▶ [DIRECTIVE] Return only the number of lines holding the word "image".
═════ DATASET SECTION
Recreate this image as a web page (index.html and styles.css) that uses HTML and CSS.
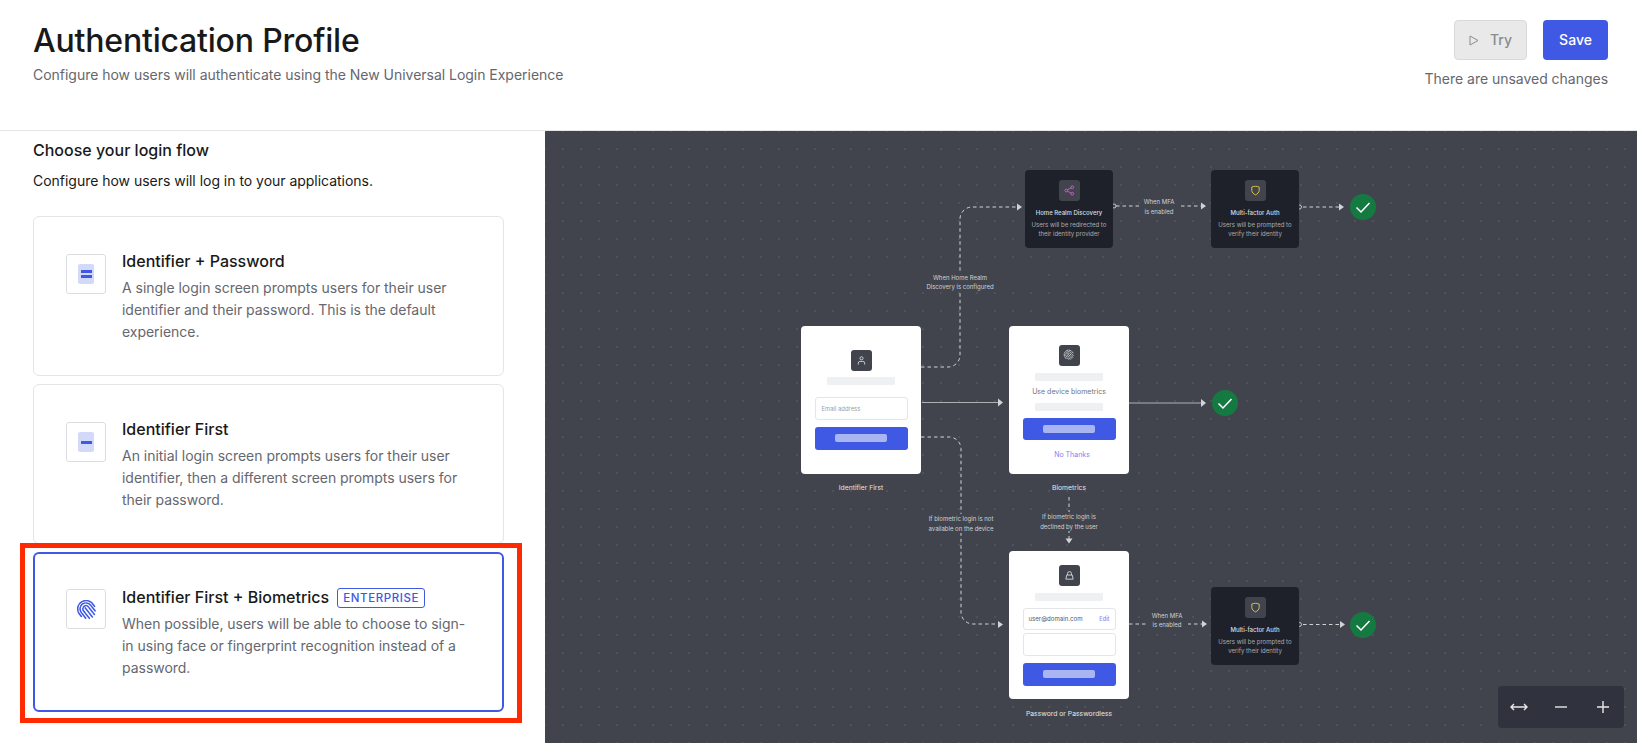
FILE: index.html
```html
<!DOCTYPE html>
<html lang="en">
<head>
<meta charset="utf-8">
<title>Authentication Profile</title>
<link rel="stylesheet" href="styles.css">
</head>
<body>
<header class="top">
  <div>
    <h1>Authentication Profile</h1>
    <p class="sub">Configure how users will authenticate using the New Universal Login Experience</p>
  </div>
  <div class="actions">
    <div class="btns">
      <button class="btn try"><svg class="play" viewBox="0 0 10 11"><path d="M1 1l8 4.5L1 10z"/></svg>Try</button>
      <button class="btn save">Save</button>
    </div>
    <p class="sub unsaved">There are unsaved changes</p>
  </div>
</header>
<main class="main">
  <section class="left">
    <h2>Choose your login flow</h2>
    <p class="lead">Configure how users will log in to your applications.</p>
    <div class="cards">
      <article class="card">
        <div class="ibox"><div class="doc"><i></i><i></i></div></div>
        <div class="ctext">
          <h3>Identifier + Password</h3>
          <p>A single login screen prompts users for their user identifier and their password. This is the default experience.</p>
        </div>
      </article>
      <article class="card">
        <div class="ibox"><div class="doc"><i></i></div></div>
        <div class="ctext">
          <h3>Identifier First</h3>
          <p>An initial login screen prompts users for their user identifier, then a different screen prompts users for their password.</p>
        </div>
      </article>
      <article class="card active">
        <div class="ibox">
          <svg class="fp" viewBox="0 0 24 24"><g transform="rotate(-38 12 12)"><path d="M1.500 15V11a10.500 10.500 0 0 1 21 0v4M4.500 20V11a7.500 7.500 0 0 1 15 0v9M8 23V11a4 4 0 0 1 8 0v12M12 9.500V24"/></g></svg>
        </div>
        <div class="ctext">
          <h3>Identifier First + Biometrics <span class="badge">ENTERPRISE</span></h3>
          <p>When possible, users will be able to choose to sign-in using face or fingerprint recognition instead of a password.</p>
        </div>
      </article>
    </div>
  </section>

  <section class="canvas">
    <svg class="edges" viewBox="545 131 1092 612">
      <g class="dash">
        <path d="M921 367h27a12 12 0 0 0 12-12V219a12 12 0 0 1 12-12h46"/>
        <path d="M1116 206h86"/>
        <path d="M1303 207h37"/>
        <path d="M921 437h28a12 12 0 0 1 12 12V612a12 12 0 0 0 12 12h26"/>
        <path d="M1069 497v42"/>
        <path d="M1129 624h75"/>
        <path d="M1303 624.500h38"/>
      </g>
      <g class="solid">
        <path d="M922 402.500h78"/>
        <path d="M1129 403h74"/>
      </g>
      <g class="heads">
        <path d="M1017 203.500l5 3.500-5 3.500z"/>
        <path d="M1201 202.500l5 3.500-5 3.500z"/>
        <path d="M1339 203.500l5 3.500-5 3.500z"/>
        <path d="M998 398.500l5 4-5 4z"/>
        <path d="M1201 399l5 4-5 4z"/>
        <path d="M998 621l5 3.500-5 3.500z"/>
        <path d="M1065.500 538.500l3.500 5 3.500-5z"/>
        <path d="M1202 620.500l5 3.500-5 3.500z"/>
        <path d="M1340 621l5 3.500-5 3.500z"/>
      </g>
      <g class="ports">
        <circle cx="1114" cy="206" r="2"/>
        <circle cx="1299.500" cy="207" r="2"/>
        <circle cx="1299.500" cy="624.500" r="2"/>
      </g>
    </svg>

    <div class="elabel e1">When Home Realm<br>Discovery is configured</div>
    <div class="elabel e2">When MFA<br>is enabled</div>
    <div class="elabel e3">If biometric login is not<br>available on the device</div>
    <div class="elabel e4">If biometric login is<br>declined by the user</div>
    <div class="elabel e5">When MFA<br>is enabled</div>

    <div class="screen n-a">
      <div class="nicon"><svg viewBox="0 0 12 12"><circle cx="6" cy="3.600" r="1.700"/><path d="M2.500 10.500V9a2 2 0 0 1 2-2h3a2 2 0 0 1 2 2v1.500"/></svg></div>
      <div class="bar b-a"></div>
      <div class="field email">Email address</div>
      <div class="cta"><span></span></div>
    </div>
    <div class="caption c-a">Identifier First</div>

    <div class="screen n-b">
      <div class="nicon"><svg viewBox="0 0 24 24"><g transform="rotate(-38 12 12)"><path d="M3 15V11a9 9 0 0 1 18 0v4M6 19V11a6 6 0 0 1 12 0v8M9 21V11a3 3 0 0 1 6 0v10M12 10v12"/></g></svg></div>
      <div class="bar"></div>
      <div class="use">Use device biometrics</div>
      <div class="bar b-2"></div>
      <div class="cta"><span></span></div>
      <div class="nothanks">No Thanks</div>
    </div>
    <div class="caption c-b">Biometrics</div>

    <div class="screen n-c">
      <div class="nicon"><svg viewBox="0 0 12 12"><path d="M3.800 5.500V4a2.200 2.200 0 0 1 4.400 0v1.500M3 5.500h6l1 4.500H2z"/></svg></div>
      <div class="bar"></div>
      <div class="field user"><span>user@domain.com</span><b>Edit</b></div>
      <div class="field pass"></div>
      <div class="cta"><span></span></div>
    </div>
    <div class="caption c-c">Password or Passwordless</div>

    <div class="step n-hrd">
      <div class="nicon"><svg class="pink" viewBox="0 0 12 12"><circle cx="9" cy="2.500" r="1.500"/><circle cx="2.500" cy="6" r="1.500"/><circle cx="9" cy="9.500" r="1.500"/><path d="M3.800 5.200l3.900-2M3.800 6.800l3.900 2"/></svg></div>
      <h4>Home Realm Discovery</h4>
      <p>Users will be redirected to<br>their identity provider</p>
    </div>
    <div class="step n-mfa1">
      <div class="nicon"><svg class="yellow" viewBox="0 0 12 12"><path d="M2 2.200C4.500 1.200 7.500 1.200 10 2.200V6c0 2.200-2 3.800-4 4.800C4 9.800 2 8.200 2 6z"/></svg></div>
      <h4>Multi-factor Auth</h4>
      <p>Users will be prompted to<br>verify their identity</p>
    </div>
    <div class="step n-mfa2">
      <div class="nicon"><svg class="yellow" viewBox="0 0 12 12"><path d="M2 2.200C4.500 1.200 7.500 1.200 10 2.200V6c0 2.200-2 3.800-4 4.800C4 9.800 2 8.200 2 6z"/></svg></div>
      <h4>Multi-factor Auth</h4>
      <p>Users will be prompted to<br>verify their identity</p>
    </div>

    <div class="check k1"><svg viewBox="0 0 26 26"><path d="M6.500 13.500l4.500 4.500 8.500-9"/></svg></div>
    <div class="check k2"><svg viewBox="0 0 26 26"><path d="M6.500 13.500l4.500 4.500 8.500-9"/></svg></div>
    <div class="check k3"><svg viewBox="0 0 26 26"><path d="M6.500 13.500l4.500 4.500 8.500-9"/></svg></div>

    <div class="zoom">
      <svg viewBox="0 0 18 12"><path d="M1 6h16M4 3L1 6l3 3M14 3l3 3-3 3"/></svg>
      <svg viewBox="0 0 12 12"><path d="M0 6h12"/></svg>
      <svg viewBox="0 0 12 12"><path d="M0 6h12M6 0v12"/></svg>
    </div>
  </section>

  <div class="highlight"></div>
</main>
</body>
</html>
```
FILE: styles.css
```css
* { box-sizing: border-box; }
html, body { margin: 0; height: 743px; overflow: hidden; background: #fff; }
body { font-family: Inter, "Liberation Sans", sans-serif; color: #191919; }
h1, h2, h3, h4, p { margin: 0; font-weight: 500; }

.top { height: 131px; padding: 21px 29px 0 33px; display: flex; justify-content: space-between; border-bottom: 1px solid #e3e5e7; }
h1 { font-size: 32px; line-height: 40px; font-weight: 500; letter-spacing: -0.2px; }
.sub { font-size: 14px; line-height: 20px; font-weight: 400; color: #65676e; margin-top: 4px; letter-spacing: -0.025px; }
.actions { display: flex; flex-direction: column; align-items: flex-end; margin-top: -1px; }
.btns { display: flex; gap: 16px; }
.btn { height: 40px; border-radius: 4px; font: 500 14px/20px Inter, sans-serif; display: flex; align-items: center; justify-content: center; border: 0; }
.try { width: 73px; background: #e9e9ea; border: 1px solid #d9d9db; color: #8b8b90; gap: 11px; }
.play { width: 10px; height: 11px; fill: none; stroke: #8b8b90; stroke-width: 1; }
.save { width: 65px; background: #3f59e4; color: #fff; }
.unsaved { margin-top: 9px; }

.main { position: relative; display: flex; height: 612px; }
.left { width: 545px; padding: 7px 41px 0 33px; }
h2 { font-size: 16px; line-height: 24px; font-weight: 450; }
.lead { font-size: 14px; line-height: 22px; margin-top: 8px; font-weight: 400; letter-spacing: -0.025px; }
.cards { display: flex; flex-direction: column; gap: 8px; margin-top: 24px; }
.card { height: 160px; border: 1px solid #e3e5e7; border-radius: 6px; padding: 0 32px; display: flex; align-items: center; gap: 16px; }
.card.active { border: 2px solid #3f59e4; padding: 0 31px; }
.ibox { width: 40px; height: 40px; flex: none; border: 1px solid #dcdde0; border-radius: 3px; display: flex; align-items: center; justify-content: center; align-self: flex-start; margin-top: 37px; }
.card.active .ibox { margin-top: 35px; }
.doc { width: 16px; height: 20px; background: #d3d9f8; border-radius: 2px; display: flex; flex-direction: column; justify-content: center; align-items: center; gap: 2px; }
.doc i { display: block; width: 11px; height: 3px; background: #3f59e4; }
.fp { width: 19px; height: 19px; fill: none; stroke: #3f59e4; stroke-width: 2; stroke-linecap: round; stroke-dasharray: 7 1.600; }
.ctext { flex: 1; }
h3 { font-size: 16px; line-height: 24px; font-weight: 450; display: flex; align-items: center; gap: 8px; }
.ctext p { font-size: 14px; line-height: 22px; font-weight: 400; color: #65676e; margin-top: 4px; letter-spacing: -0.025px; }
.badge { font-size: 11.500px; line-height: 18px; height: 20px; padding: 0 5px; margin-top: 2px; border: 1px solid #3f59e4; border-radius: 3px; color: #3f59e4; letter-spacing: 0.6px; font-weight: 500; }

.canvas { position: relative; flex: 1; height: 612px; overflow: hidden; background-color: #41444c; background-image: radial-gradient(circle at 1px 1px, #4f525a 0.7px, transparent 1px); background-size: 18px 18px; background-position: -1px -1px; }
.edges { position: absolute; left: 0; top: 0; width: 1092px; height: 612px; }
.dash { fill: none; stroke: #d2d3d6; stroke-width: 1; stroke-dasharray: 3.500 3; }
.solid { fill: none; stroke: #aeb0b4; stroke-width: 1.200; }
.heads { fill: #d2d3d6; }
.ports { fill: #41444c; stroke: #e2e3e5; stroke-width: 0.800; }

.elabel { position: absolute; background: #41444c; color: #d0d1d4; font-size: 6px; line-height: 9.500px; text-align: center; white-space: nowrap; }
.e1 { left: 341px; top: 141.500px; width: 148px; padding: 0 40px; }
.e2 { left: 595px; top: 66px; width: 38px; }
.e3 { left: 340px; top: 383px; width: 152px; padding: 0 40px; }
.e4 { left: 484px; top: 381px; width: 80px; }
.e5 { left: 601px; top: 479.500px; width: 42px; }

.screen { position: absolute; width: 120px; height: 148px; background: #fff; border-radius: 4px; display: flex; flex-direction: column; align-items: center; }
.n-a { left: 256px; top: 194.500px; padding-top: 24px; }
.n-b { left: 464px; top: 194.500px; padding-top: 19px; }
.n-c { left: 464px; top: 419.500px; padding-top: 14px; }
.nicon { width: 21px; height: 21px; flex: none; border-radius: 3px; background: #41444c; display: flex; align-items: center; justify-content: center; }
.nicon svg { width: 11px; height: 11px; fill: none; stroke: #e4e5e7; stroke-width: 0.900; }
.n-b .nicon svg { width: 12px; height: 12px; stroke-width: 1.500; stroke-dasharray: 5 1; }
.nicon svg.pink { stroke: #d765cf; }
.nicon svg.yellow { stroke: #f2d94e; }
.bar { width: 68px; height: 8px; flex: none; margin-top: 7px; background: #eff0f2; border-radius: 1px; }
.b-a { margin-top: 6px; }
.b-2 { margin-top: 7px; }
.use { font-size: 7px; line-height: 10px; margin-top: 6px; margin-bottom: -1px; color: #70727a; white-space: nowrap; }
.field { width: 93px; flex: none; border: 1px solid #e3e5e7; border-radius: 3px; font-size: 5.900px; display: flex; align-items: center; justify-content: space-between; white-space: nowrap; }
.email { height: 23px; margin-top: 12px; padding: 0 6px; color: #9c9da3; }
.user { height: 22px; margin-top: 7px; padding: 0 5px; color: #55575e; font-size: 6.100px; }
.user b { font-weight: 500; color: #8a8cf3; font-size: 5.600px; }
.pass { height: 23px; margin-top: 3px; }
.cta { width: 93px; height: 23px; flex: none; margin-top: 7px; background: #3f59e4; border-radius: 3px; display: flex; align-items: center; justify-content: center; }
.cta span { width: 52px; height: 8px; background: #a9b5f1; border-radius: 2px; }
.n-b .cta { height: 22px; }
.nothanks { font-size: 7px; line-height: 10px; margin-top: 10px; color: #7f81f2; padding-left: 6px; white-space: nowrap; }

.caption { position: absolute; width: 120px; text-align: center; color: #e4e5e6; font-size: 6.800px; line-height: 10px; white-space: nowrap; }
.c-a { left: 256px; top: 352px; }
.c-b { left: 464px; top: 352px; }
.c-c { left: 464px; top: 577.500px; }

.step { position: absolute; width: 88px; height: 78px; padding-top: 10px; background: #1e212a; border-radius: 4px; display: flex; flex-direction: column; align-items: center; text-align: center; }
.step .nicon { background: #41444c; }
.n-hrd { left: 480px; top: 39px; }
.n-mfa1 { left: 666px; top: 39px; }
.n-mfa2 { left: 666px; top: 456px; }
h4 { font-size: 6px; line-height: 9.500px; margin-top: 7px; color: #dcdde0; white-space: nowrap; }
.step p { font-size: 6.050px; line-height: 9.500px; font-weight: 400; margin-top: 2px; color: #a9abb0; white-space: nowrap; }

.check { position: absolute; width: 26px; height: 26px; border-radius: 50%; background: #147a42; }
.check svg { display: block; width: 26px; height: 26px; fill: none; stroke: #fff; stroke-width: 1.500; }
.k1 { left: 805px; top: 63px; }
.k2 { left: 667px; top: 258.500px; }
.k3 { left: 805px; top: 480.500px; }

.zoom { position: absolute; left: 953px; top: 555px; width: 126px; height: 42px; background: #30333d; border-radius: 4px; display: grid; grid-template-columns: repeat(3, 1fr); align-items: center; justify-items: center; }
.zoom svg { height: 12px; width: 12px; fill: none; stroke: #e8e8ea; stroke-width: 1.400; }
.zoom svg:first-child { width: 18px; }

.highlight { position: absolute; left: 20px; top: 412px; width: 502px; height: 180px; border: 5px solid #ff2a00; pointer-events: none; }
```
══════════
▶ [OUTPUT BELOW] 2